RECORDED DATA:

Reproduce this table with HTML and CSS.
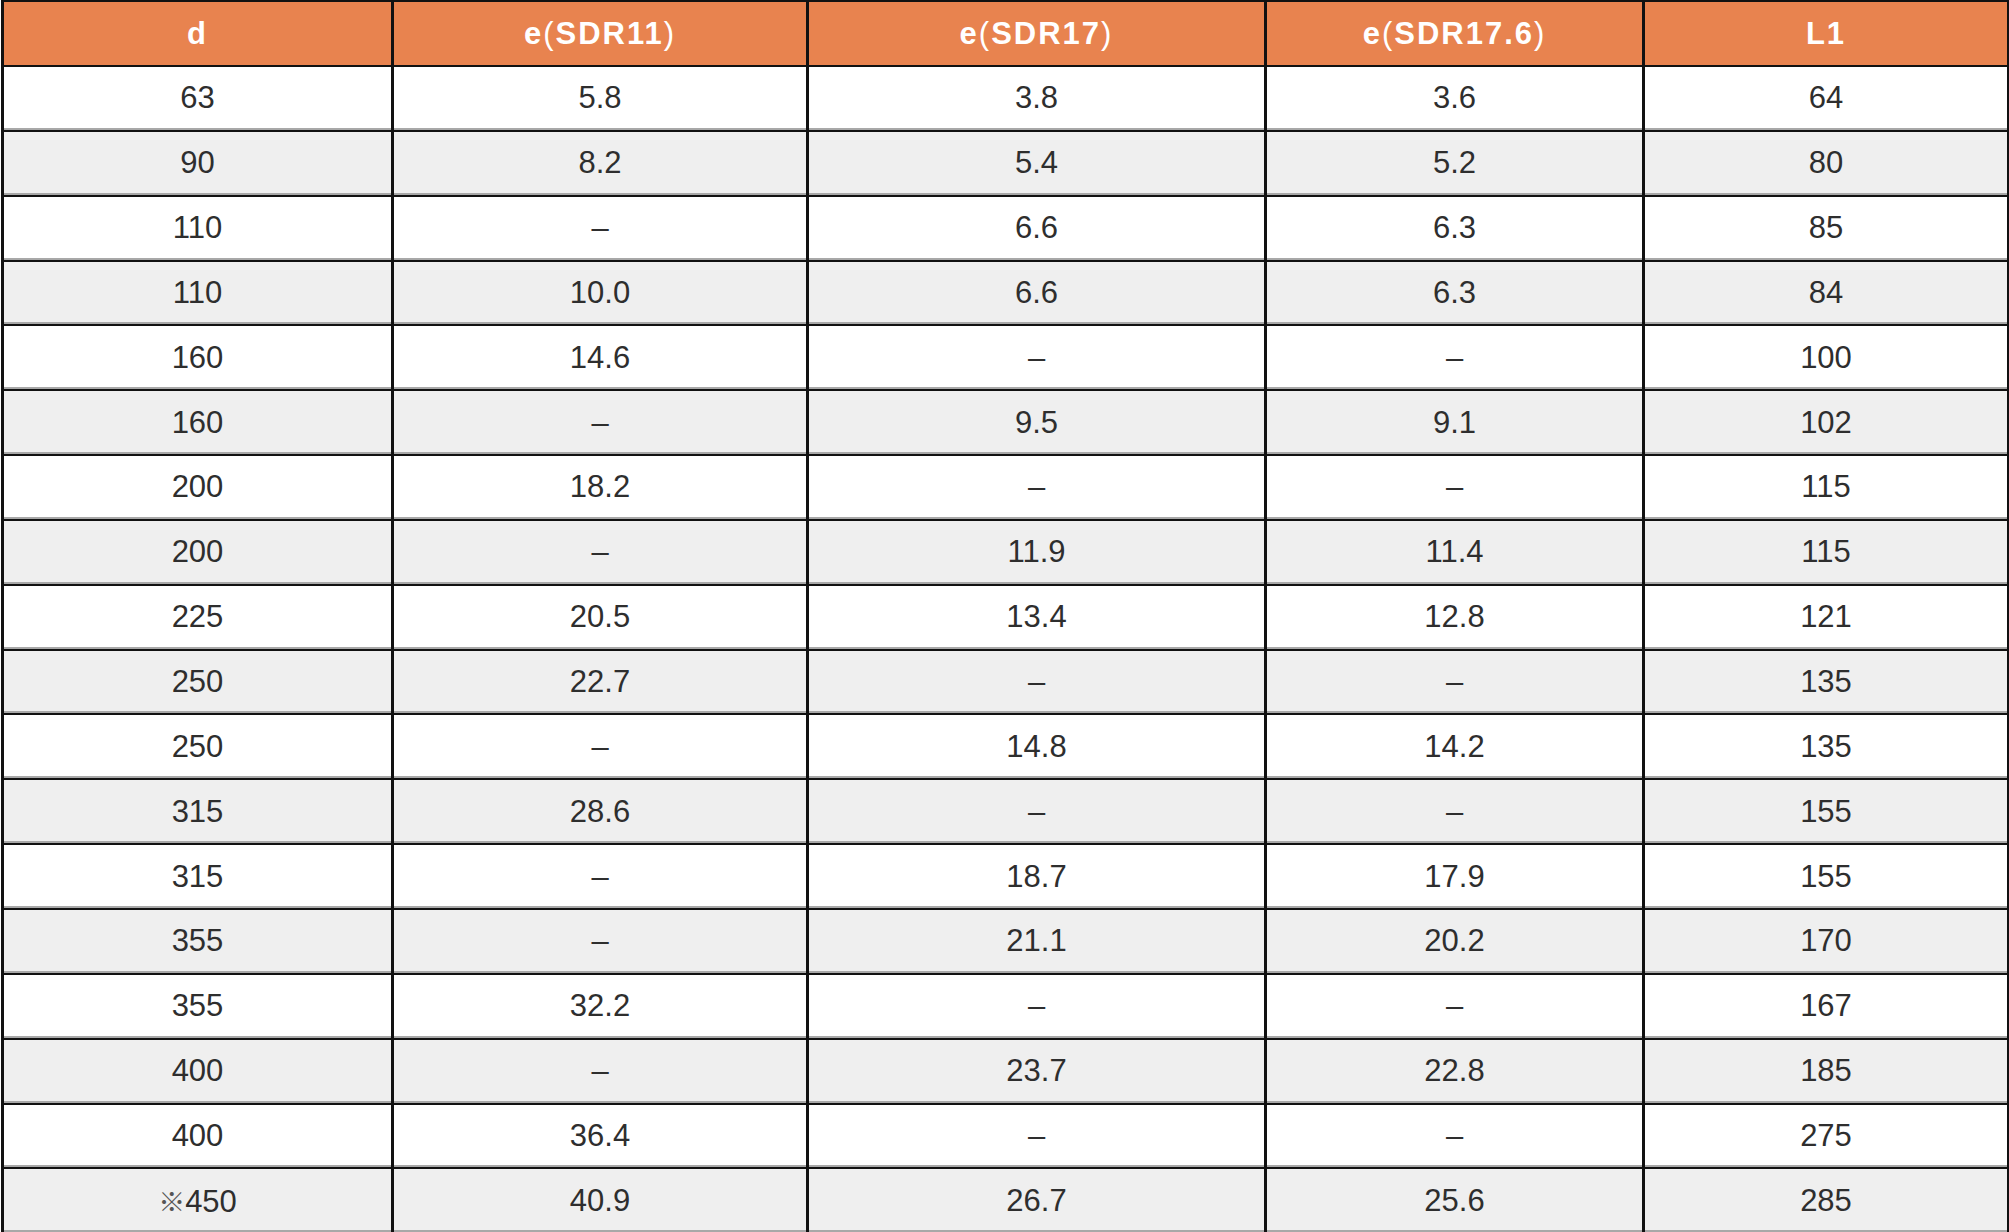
FILE: index.html
```html
<!DOCTYPE html>
<html lang="ja">
<head>
<meta charset="utf-8">
<title>寸法表</title>
<link rel="stylesheet" href="styles.css">
</head>
<body>
<table class="spec">
  <colgroup>
    <col class="c1"><col class="c2"><col class="c3"><col class="c4"><col class="c5">
  </colgroup>
  <thead>
    <tr>
      <th>d</th>
      <th>e<span class="p">(</span>SDR11<span class="p">)</span></th>
      <th>e<span class="p">(</span>SDR17<span class="p">)</span></th>
      <th>e<span class="p">(</span>SDR17.6<span class="p">)</span></th>
      <th>L1</th>
    </tr>
  </thead>
  <tbody>
    <tr><td>63</td><td>5.8</td><td>3.8</td><td>3.6</td><td>64</td></tr>
    <tr><td>90</td><td>8.2</td><td>5.4</td><td>5.2</td><td>80</td></tr>
    <tr><td>110</td><td>–</td><td>6.6</td><td>6.3</td><td>85</td></tr>
    <tr><td>110</td><td>10.0</td><td>6.6</td><td>6.3</td><td>84</td></tr>
    <tr><td>160</td><td>14.6</td><td>–</td><td>–</td><td>100</td></tr>
    <tr><td>160</td><td>–</td><td>9.5</td><td>9.1</td><td>102</td></tr>
    <tr><td>200</td><td>18.2</td><td>–</td><td>–</td><td>115</td></tr>
    <tr><td>200</td><td>–</td><td>11.9</td><td>11.4</td><td>115</td></tr>
    <tr><td>225</td><td>20.5</td><td>13.4</td><td>12.8</td><td>121</td></tr>
    <tr><td>250</td><td>22.7</td><td>–</td><td>–</td><td>135</td></tr>
    <tr><td>250</td><td>–</td><td>14.8</td><td>14.2</td><td>135</td></tr>
    <tr><td>315</td><td>28.6</td><td>–</td><td>–</td><td>155</td></tr>
    <tr><td>315</td><td>–</td><td>18.7</td><td>17.9</td><td>155</td></tr>
    <tr><td>355</td><td>–</td><td>21.1</td><td>20.2</td><td>170</td></tr>
    <tr><td>355</td><td>32.2</td><td>–</td><td>–</td><td>167</td></tr>
    <tr><td>400</td><td>–</td><td>23.7</td><td>22.8</td><td>185</td></tr>
    <tr><td>400</td><td>36.4</td><td>–</td><td>–</td><td>275</td></tr>
    <tr><td><span class="mark">※</span>450</td><td>40.9</td><td>26.7</td><td>25.6</td><td>285</td></tr>
  </tbody>
</table>
</body>
</html>
```

FILE: styles.css
```css
html, body {
  margin: 0;
  padding: 0;
  background: #ffffff;
}

.spec {
  width: 2006px;
  margin-left: 1px;
  border-collapse: collapse;
  table-layout: fixed;
  font-family: "Liberation Sans", Arial, "Noto Sans CJK JP", sans-serif;
  font-size: 31px;
}

.c1 { width: 390px; }
.c2 { width: 415px; }
.c3 { width: 458px; }
.c4 { width: 378px; }
.c5 { width: 365px; }

.spec th,
.spec td {
  text-align: center;
  vertical-align: middle;
  padding: 0;
  border-left: 3px solid #111111;
  border-right: 3px solid #111111;
  border-top: 2px solid #111111;
  border-bottom: 2px solid #111111;
}

.spec th {
  height: 63px;
  background: #e8834f;
  color: #ffffff;
  font-weight: bold;
  font-size: 31px;
  letter-spacing: 2px;
}

.spec th .p {
  font-weight: normal;
}

.spec td {
  height: 62.85px;
  color: #2e2e2e;
  box-shadow: inset 0 -2px 0 #a8a8a8;
}

.spec tbody tr:nth-child(even) td {
  background: #efefef;
}

.mark {
  font-family: "Noto Sans CJK JP", sans-serif;
  color: #555555;
  font-size: 27px;
}
```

GIVEN EXERCISE: Produce an exact copy of each line of data, skipping embedded images.

EXERCISE SOLUTION:
Reproduce this table with HTML and CSS.
FILE: index.html
```html
<!DOCTYPE html>
<html lang="ja">
<head>
<meta charset="utf-8">
<title>寸法表</title>
<link rel="stylesheet" href="styles.css">
</head>
<body>
<table class="spec">
  <colgroup>
    <col class="c1"><col class="c2"><col class="c3"><col class="c4"><col class="c5">
  </colgroup>
  <thead>
    <tr>
      <th>d</th>
      <th>e<span class="p">(</span>SDR11<span class="p">)</span></th>
      <th>e<span class="p">(</span>SDR17<span class="p">)</span></th>
      <th>e<span class="p">(</span>SDR17.6<span class="p">)</span></th>
      <th>L1</th>
    </tr>
  </thead>
  <tbody>
    <tr><td>63</td><td>5.8</td><td>3.8</td><td>3.6</td><td>64</td></tr>
    <tr><td>90</td><td>8.2</td><td>5.4</td><td>5.2</td><td>80</td></tr>
    <tr><td>110</td><td>–</td><td>6.6</td><td>6.3</td><td>85</td></tr>
    <tr><td>110</td><td>10.0</td><td>6.6</td><td>6.3</td><td>84</td></tr>
    <tr><td>160</td><td>14.6</td><td>–</td><td>–</td><td>100</td></tr>
    <tr><td>160</td><td>–</td><td>9.5</td><td>9.1</td><td>102</td></tr>
    <tr><td>200</td><td>18.2</td><td>–</td><td>–</td><td>115</td></tr>
    <tr><td>200</td><td>–</td><td>11.9</td><td>11.4</td><td>115</td></tr>
    <tr><td>225</td><td>20.5</td><td>13.4</td><td>12.8</td><td>121</td></tr>
    <tr><td>250</td><td>22.7</td><td>–</td><td>–</td><td>135</td></tr>
    <tr><td>250</td><td>–</td><td>14.8</td><td>14.2</td><td>135</td></tr>
    <tr><td>315</td><td>28.6</td><td>–</td><td>–</td><td>155</td></tr>
    <tr><td>315</td><td>–</td><td>18.7</td><td>17.9</td><td>155</td></tr>
    <tr><td>355</td><td>–</td><td>21.1</td><td>20.2</td><td>170</td></tr>
    <tr><td>355</td><td>32.2</td><td>–</td><td>–</td><td>167</td></tr>
    <tr><td>400</td><td>–</td><td>23.7</td><td>22.8</td><td>185</td></tr>
    <tr><td>400</td><td>36.4</td><td>–</td><td>–</td><td>275</td></tr>
    <tr><td><span class="mark">※</span>450</td><td>40.9</td><td>26.7</td><td>25.6</td><td>285</td></tr>
  </tbody>
</table>
</body>
</html>
```

FILE: styles.css
```css
html, body {
  margin: 0;
  padding: 0;
  background: #ffffff;
}

.spec {
  width: 2006px;
  margin-left: 1px;
  border-collapse: collapse;
  table-layout: fixed;
  font-family: "Liberation Sans", Arial, "Noto Sans CJK JP", sans-serif;
  font-size: 31px;
}

.c1 { width: 390px; }
.c2 { width: 415px; }
.c3 { width: 458px; }
.c4 { width: 378px; }
.c5 { width: 365px; }

.spec th,
.spec td {
  text-align: center;
  vertical-align: middle;
  padding: 0;
  border-left: 3px solid #111111;
  border-right: 3px solid #111111;
  border-top: 2px solid #111111;
  border-bottom: 2px solid #111111;
}

.spec th {
  height: 63px;
  background: #e8834f;
  color: #ffffff;
  font-weight: bold;
  font-size: 31px;
  letter-spacing: 2px;
}

.spec th .p {
  font-weight: normal;
}

.spec td {
  height: 62.85px;
  color: #2e2e2e;
  box-shadow: inset 0 -2px 0 #a8a8a8;
}

.spec tbody tr:nth-child(even) td {
  background: #efefef;
}

.mark {
  font-family: "Noto Sans CJK JP", sans-serif;
  color: #555555;
  font-size: 27px;
}
```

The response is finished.